A sound way to strengthen steel

Tom Shelley describes a technique for enhancing fatigue strength using
ultrasound that has a surprising number of other uses

Ultrasonic finishing is being used to greatly enhance the fatigue strength of steel and other metal alloy components in a fraction of the time required by alternative techniques and at a much lower cost.

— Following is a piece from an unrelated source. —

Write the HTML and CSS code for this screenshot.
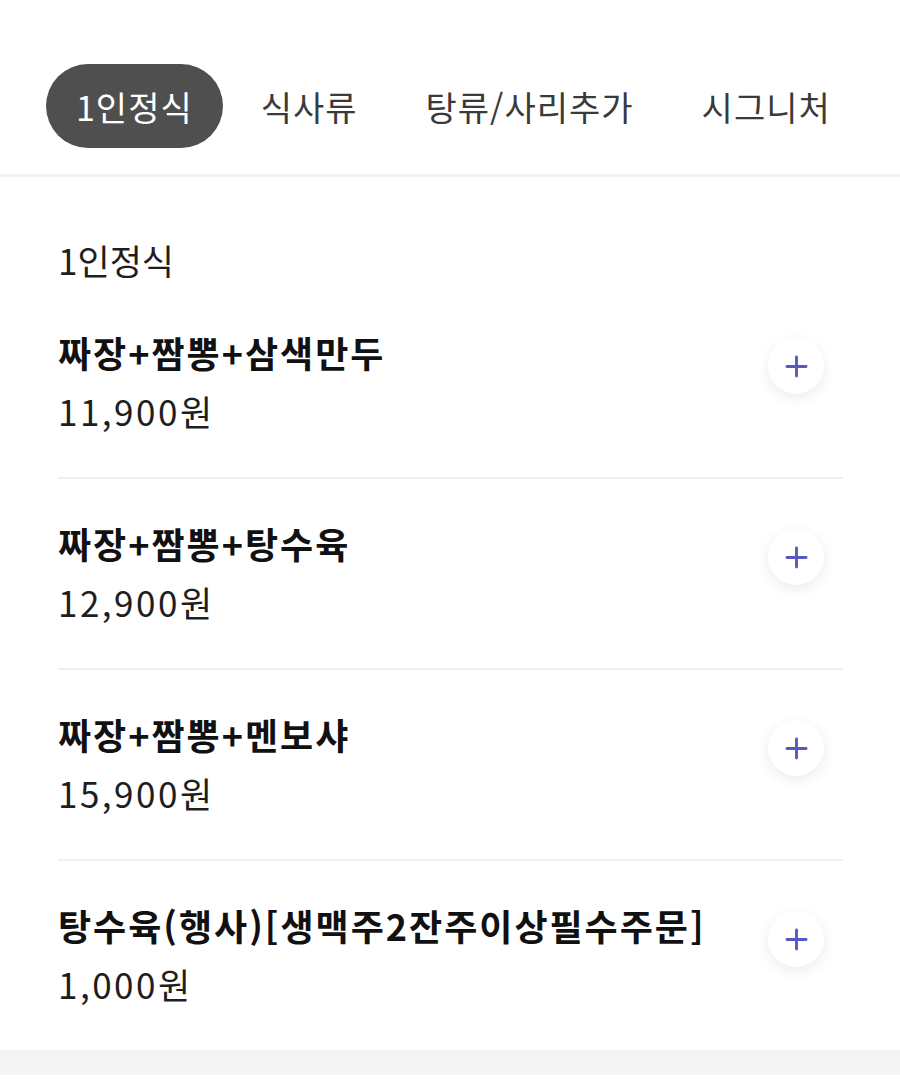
FILE: index.html
```html
<!DOCTYPE html>
<html lang="ko">
<head>
    <meta charset="UTF-8">
    <meta name="viewport" content="width=device-width, initial-scale=1.0">
    <title>메뉴</title>
    <link rel="stylesheet" href="styles.css">
</head>
<body>

    <!-- 카테고리 탭 -->
    <nav class="tabs">
        <a class="tab active">1인정식</a>
        <a class="tab">식사류</a>
        <a class="tab">탕류/사리추가</a>
        <a class="tab">시그니처</a>
    </nav>

    <section class="menu">
        <h3 class="menu-title">1인정식</h3>

        <div class="item">
            <div class="item-info">
                <p class="item-name">짜장+짬뽕+삼색만두</p>
                <p class="item-price">11,900원</p>
            </div>
            <button class="add-btn" aria-label="추가">
                <svg viewBox="0 0 24 24"><path d="M12 2v20M2 12h20" /></svg>
            </button>
        </div>

        <div class="item">
            <div class="item-info">
                <p class="item-name">짜장+짬뽕+탕수육</p>
                <p class="item-price">12,900원</p>
            </div>
            <button class="add-btn" aria-label="추가">
                <svg viewBox="0 0 24 24"><path d="M12 2v20M2 12h20" /></svg>
            </button>
        </div>

        <div class="item">
            <div class="item-info">
                <p class="item-name">짜장+짬뽕+멘보샤</p>
                <p class="item-price">15,900원</p>
            </div>
            <button class="add-btn" aria-label="추가">
                <svg viewBox="0 0 24 24"><path d="M12 2v20M2 12h20" /></svg>
            </button>
        </div>

        <div class="item">
            <div class="item-info">
                <p class="item-name">탕수육(행사)[생맥주2잔주이상필수주문]</p>
                <p class="item-price">1,000원</p>
            </div>
            <button class="add-btn" aria-label="추가">
                <svg viewBox="0 0 24 24"><path d="M12 2v20M2 12h20" /></svg>
            </button>
        </div>
    </section>

    <div class="bottom-gap"></div>

</body>
</html>
```

FILE: styles.css
```css
body {
    margin: 0;
    background: #ffffff;
    font-family: "Noto Sans CJK KR", "Noto Sans", sans-serif;
    color: #111;
}

.tabs {
    display: flex;
    gap: 8px;
    padding: 64px 0 26px 46px;
    border-bottom: 3px solid #f1f1f1;
}

.tab {
    display: flex;
    align-items: center;
    height: 84px;
    padding: 0 30px;
    border-radius: 42px;
    font-size: 34px;
    color: #3a3a3a;
    letter-spacing: 1px;
    white-space: nowrap;
}

.tab.active {
    background: #4f4f4f;
    color: #fff;
}

.menu {
    padding: 0 57px 0 58px;
}

.menu-title {
    margin: 0 0 4px;
    padding-top: 59px;
    font-size: 35px;
    font-weight: 400;
    color: #1e1e1e;
    line-height: 48px;
}

.item {
    display: flex;
    align-items: flex-start;
    justify-content: space-between;
    padding: 40px 0 42px;
    border-bottom: 2px solid #efefef;
}

.item:last-child {
    border-bottom: none;
}

.item-info p {
    margin: 0;
    white-space: nowrap;
}

.item-name {
    font-size: 36px;
    font-weight: 700;
    line-height: 48px;
    letter-spacing: 2px;
}

.item-price {
    margin-top: 11px !important;
    font-size: 35px;
    line-height: 48px;
    letter-spacing: 2.5px;
    color: #1e1e1e;
}

.add-btn {
    flex-shrink: 0;
    width: 56px;
    height: 56px;
    margin: 10px 19px 0 0;
    border: none;
    border-radius: 50%;
    background: #fff;
    box-shadow: 0 4px 14px rgba(0, 0, 0, 0.08);
    display: flex;
    align-items: center;
    justify-content: center;
    padding: 0;
}

.add-btn svg {
    width: 23px;
    height: 23px;
    stroke: #5559c0;
    stroke-width: 3;
    stroke-linecap: round;
    fill: none;
}

.bottom-gap {
    height: 25px;
    background: #f4f4f4;
}
```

It can be incorporated into a machining process as a separate step, without needing to remove the workpiece, and is already in commercial use in Russia where experience of the process and its capabilities is beginning to build.
Ultrasonic finishing was primarily developed for treating crankshafts and spherical and conical surfaces. However, ultrasonics also appears to work well as a means of eliminating lime scale build-up in hot water and steam systems running on hard water. It also has a host of other uses.
The technology is the result of a lifetime's research work by Professor Yuri Holopov. This has now spun off from St Petersburg State Technical University into the North West Centre of Ultrasonic Technology or INLAB.
The underlying principle is the same as that used in shot peening and vibratory finishing (Eureka, March 2002) and super precession polishing (Eureka, April 2002), which is to put the surface layers of the material into compression to produce a smoothed, polished finish. Both effects are known to be effective, because they remove defects which may act as fatigue crack initiation sites, and close up any that are open.
The underlying technique is to put a tool with an ultrasonically driven hard steel tip into the tool post of a lathe. It does its work as the last stage of a set of machining operations - without requiring removal of the workpiece from the machine.
Ultrasonic finishing can be undertaken in similar timescales as finish machining, Professor Holopov mentioning feed rates of 0.05 to 0.2mm per revolution for crankshaft journal polishing at machining speeds of 500 to 600rpm. Residual tensile stresses of 300 to 400N/mm2 are reversed and turned into compressive stresses of 240 to 700N/mm2. The depth effect is 50 to 500 microns, which is slightly higher than for shot peening. Holopov claims general fatigue strength increases of around 50%, depending on circumstance and fine machined finishes of 1.6 to 3.2Ám are turned into mirror finishes of 0.2 to 0.4Ám. The fatigue strength enhancement is less than that claimed for shot peening under NC control plus vibratory finishing under best circumstances, but seems realistic.
If engine crankshafts could be made thinner and lighter, even by a small amount, it has an immediate, fairly dramatic effect on engine acceleration and fuel consumption. Research by most motor manufacturers on improved crankshafts seems to be mainly focussed on using exotic materials, such as metal matrix composites. Shot peening and vibratory finishing has been shown to bring such dramatic benefits to conventional steel gears and gearboxes, but only at motorsport-type prices. Ultrasonic finishing looks to be a lot cheaper than either technique.
The tools are driven using magnetostrictive technology and deliver power outputs of 400 to 600W. They are made in two parts: an acoustic head in contact with the workpiece, which weighs 4 to 6kg; and a separate electronic converter, which turns the normal 220V 50Hz mains supply into 22kHz. The latter weighs 7.5kg.
About 100 sets are currently in service in Russian factories with more on order and a large number of serious enquiries under discussion. The technique has been found to give benefits to mild, construction, tool, cast, alloy and bearing steels; gray cast and wrought iron; and copper, brasses, bronzes and aluminium alloys. It has been successfully applied to shafts, faces, conical and spherical surfaces (external and internal), grooved channels, fillets and the insides of blind holes
Selling price for a complete set is currently $8,000, down from $15,000 a short while ago. The company generally seems to be cutting prices as it gets its production under way and the equipment comes with a two year guarantee.

Sound softened water
As well as increasing the fatigue strength of metals, Holopov finds that ultrasound is also a good way of preventing the build-up of scale on the insides of hot water pipes and boiler tubes.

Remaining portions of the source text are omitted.